Pero, ¿qué simboliza la hojarasca? El caudal de deshechos, corrupción y devastación que viene aparejador con la modernidad y sus procesos de capitalismo extractivista.
¿Que la causa efectivamente? El asentamiento de la industria bananera.
Así, la hojarasca simboliza la explotación y cosificación de los modos de producción extractivistas de comienzos del siglo XX, pero también la miseria y desolación con que condena, trágicamente, a los pueblos donde el capitalismo posa sus garras depredadoras.
Esta figura innombrable -solo nombrada por García Márquez como la compañía bananera- , cuenta con un correlato histórico. En efecto, representa el asentamiento de la United Fruit Company en la región caribeña de Colombia, la cual, después de casi 30 años de haber devastado la zona, explotado a los trabajadores, monopolizado el comercio, instalado formas de vida alienantes, masacrado huelgas de trabajadores, consumido gran parte de los recursos, inutilizado el suelo y, por cierto, generado millonarias ganancias para los capitales estadounidenses, se retira de la zona hacia el año 1929.
Y ¿qué deja la hojarasca? A ella misma: miseria, putrefacción y murmullos. Miedo y rencor. Pero, en esos mismos murmullos, también habita una porción de aire que permite atestiguar (y tener fe en) el mito de Macondo.
Por lo mismo, Macondo florece desde la tierra movediza, pero siempre significativa, de la imaginación. La novela se estructura a partir de tres soliloquios que, a su vez, expresan la distinta valoración que se hace de la hojarasca: el viejo Coronel, quien, portador de una moral católica y tradicional, es testigo y defensor nostálgico de un Macondo aldeano, anterior a las corrupciones de la modernidad; su hija Isabel, quien, contemporánea al auge y caída de Macondo, replica, en su frustrada vida personal, la misma decadencia trágica del pueblo; y el hijo de aquella, un niño de apenas doce años, que, con la mirada reluciente y creativa de la inocencia, encarna la ilusión de un mundo nuevo.
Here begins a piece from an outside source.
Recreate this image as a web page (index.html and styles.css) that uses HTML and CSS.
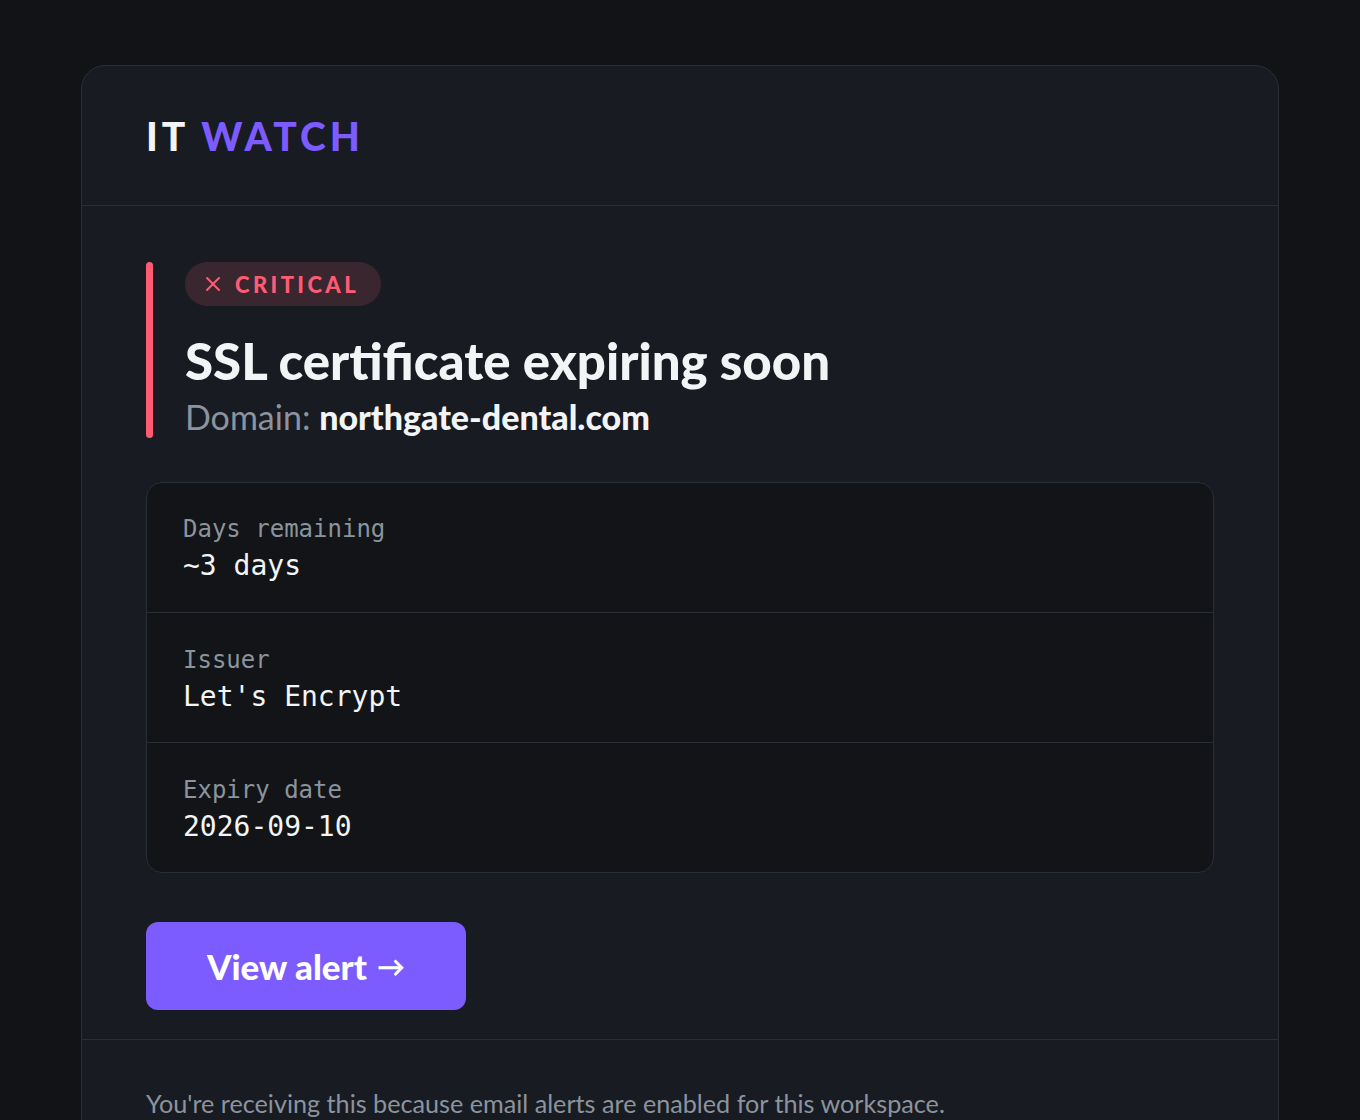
FILE: index.html
```html
<!DOCTYPE html>
<html>
<head>
<meta charset="utf-8">
<link rel="stylesheet" href="styles.css">
</head>
<body>
<div class="card">
  <header class="header">
    <div class="logo">IT <span class="accent">WATCH</span></div>
  </header>
  <main class="content">
    <div class="alert">
      <div class="bar"></div>
      <div class="alert-body">
        <div class="badge">
          <svg class="badge-x" width="16" height="16" viewBox="0 0 16 16"><path d="M2 2 L14 14 M14 2 L2 14" stroke="currentColor" stroke-width="2" stroke-linecap="round" fill="none"/></svg>
          <span>CRITICAL</span>
        </div>
        <h1 class="title">SSL certificate expiring soon</h1>
        <div class="domain"><span class="domain-label">Domain:</span> <strong>northgate-dental.com</strong></div>
      </div>
    </div>
    <div class="details">
      <div class="row">
        <div class="label">Days remaining</div>
        <div class="value">~3 days</div>
      </div>
      <div class="row">
        <div class="label">Issuer</div>
        <div class="value">Let's Encrypt</div>
      </div>
      <div class="row">
        <div class="label">Expiry date</div>
        <div class="value">2026-09-10</div>
      </div>
    </div>
    <a class="button" href="#">View alert <span class="arrow">→</span></a>
  </main>
  <footer class="footer">
    You're receiving this because email alerts are enabled for this workspace.
  </footer>
</div>
</body>
</html>
```

FILE: styles.css
```css
* { box-sizing: border-box; }
html, body { margin: 0; padding: 0; }
body {
  background: #111316;
  font-family: "Lato", "Liberation Sans", sans-serif;
  color: #f3f4f6;
  padding-top: 65px;
  height: 1120px;
  overflow: hidden;
}
.card {
  width: 1198px;
  margin: 0 auto;
  background: #181b22;
  border: 1px solid #2a2e36;
  border-radius: 24px;
}
.header {
  height: 140px;
  padding: 0 64px;
  display: flex;
  align-items: center;
  border-bottom: 1px solid #2a2e36;
}
.logo {
  font-size: 39px;
  font-weight: 900;
  letter-spacing: 4px;
  color: #f3f4f6;
}
.accent { color: #7c5cff; }
.content {
  padding: 56px 64px 29px;
}
.alert {
  display: flex;
  gap: 32px;
}
.bar {
  width: 7px;
  background: #ff5c74;
  border-radius: 4px;
  flex: none;
}
.alert-body {
  display: flex;
  flex-direction: column;
  align-items: flex-start;
}
.badge {
  display: flex;
  align-items: center;
  gap: 14px;
  height: 44px;
  padding: 0 22px 0 20px;
  border-radius: 22px;
  background: #3a262e;
  color: #ff5c74;
  font-size: 22px;
  font-weight: 900;
  letter-spacing: 3.4px;
}
.badge-x { flex: none; }
.title {
  margin: 20px 0 0;
  font-size: 51px;
  line-height: 70px;
  font-weight: 900;
  color: #f3f4f6;
}
.domain {
  font-size: 34px;
  line-height: 42px;
  color: #f3f4f6;
}
.domain-label { color: #8b949e; }
.domain strong { font-weight: 900; }
.details {
  margin-top: 44px;
  background: #121417;
  border: 1px solid #2a2e36;
  border-radius: 16px;
  font-family: "DejaVu Sans Mono", "Liberation Mono", monospace;
}
.row {
  height: 130px;
  padding: 31px 36px 0;
  border-top: 1px solid #2a2e36;
}
.row:first-child { border-top: none; height: 129px; padding-top: 30px; }
.label {
  font-size: 24px;
  line-height: 33px;
  color: #8b949e;
}
.value {
  font-size: 28px;
  line-height: 40px;
  color: #f3f4f6;
}
.button {
  display: flex;
  align-items: center;
  justify-content: center;
  gap: 10px;
  width: 320px;
  height: 88px;
  margin-top: 49px;
  background: #7c5cff;
  color: #ffffff;
  border-radius: 12px;
  font-size: 35px;
  font-weight: 900;
  text-decoration: none;
  word-spacing: 0;
}
.arrow {
  font-size: 28px;
  font-weight: 700;
}
.footer {
  border-top: 1px solid #2a2e36;
  padding: 46px 64px 40px;
  font-size: 25.2px;
  line-height: 34px;
  color: #8b949e;
}
```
La fundación de tal mundo nuevo, el cual no niegue la delirante fascinación que despierta los murmullos de la hojarasca, del teatro y del ferrocarril, sólo podrá ser fruto de una novela, es decir, de la conjunción de la palabra, el recuerdo y la imaginación. En esa acción residirá el origen sin origen de Macondo y su realismo mágico: en la manera en que García Márquez nos crea, retrata y retoca.